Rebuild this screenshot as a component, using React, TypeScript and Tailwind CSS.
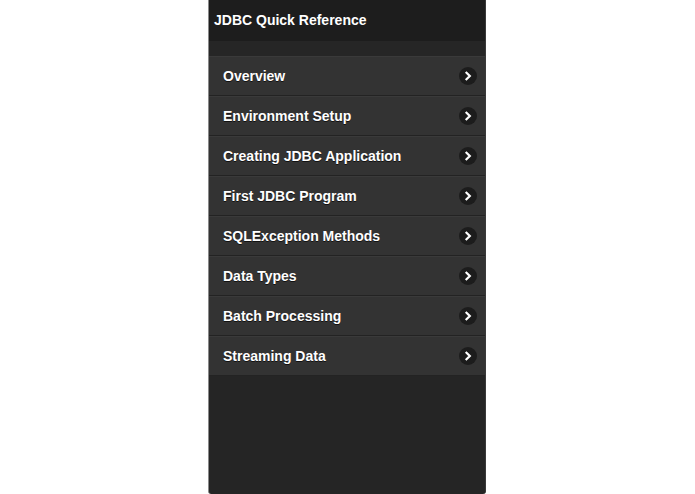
import React from "react";

const items = [
  "Overview",
  "Environment Setup",
  "Creating JDBC Application",
  "First JDBC Program",
  "SQLException Methods",
  "Data Types",
  "Batch Processing",
  "Streaming Data",
];

function Chevron() {
  return (
    <span className="flex h-[18px] w-[18px] items-center justify-center rounded-full bg-[#1c1c1c]">
      <svg width="10" height="10" viewBox="0 0 10 10">
        <path d="M3.5 1.8 L6.8 5 L3.5 8.2" fill="none" stroke="#ffffff" strokeWidth="2.2" strokeLinecap="square" />
      </svg>
    </span>
  );
}

export default function App() {
  return (
    <div className="flex h-[494px] w-[695px] justify-center bg-white" style={{ fontFamily: "Helvetica, 'Liberation Sans', Arial, sans-serif" }}>
      <div className="mr-[1px] flex h-full w-[278px] flex-col overflow-hidden rounded-b-[3px] border-l border-r border-l-[#8a8a8a] border-r-[#3a3a3a] bg-[#252525]">
        <div className="flex h-[41px] items-center bg-[#1d1d1d] pl-[5px] text-[14px] font-bold text-white">
          JDBC Quick Reference
        </div>
        <div className="h-[15px] bg-[#262626]" />
        <div className="flex flex-col">
          {items.map((t) => (
            <div
              key={t}
              className="flex h-[40px] items-center justify-between border-b border-t border-b-[#232323] border-t-[#3a3a3a] bg-[#333333] pl-[14px] pr-[8px] text-[14px] font-bold text-white [text-shadow:0_1px_0_#111]"
            >
              <span>{t}</span>
              <Chevron />
            </div>
          ))}
        </div>
      </div>
    </div>
  );
}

-.-.-

▸ **THE PROBLEM**: Exactly as they appear, print the lines of the listing above from its first line through the line that contains "import React from", minus the pictures.

▸ **FULL RESPONSE**:
Rebuild this screenshot as a component, using React, TypeScript and Tailwind CSS.
import React from "react";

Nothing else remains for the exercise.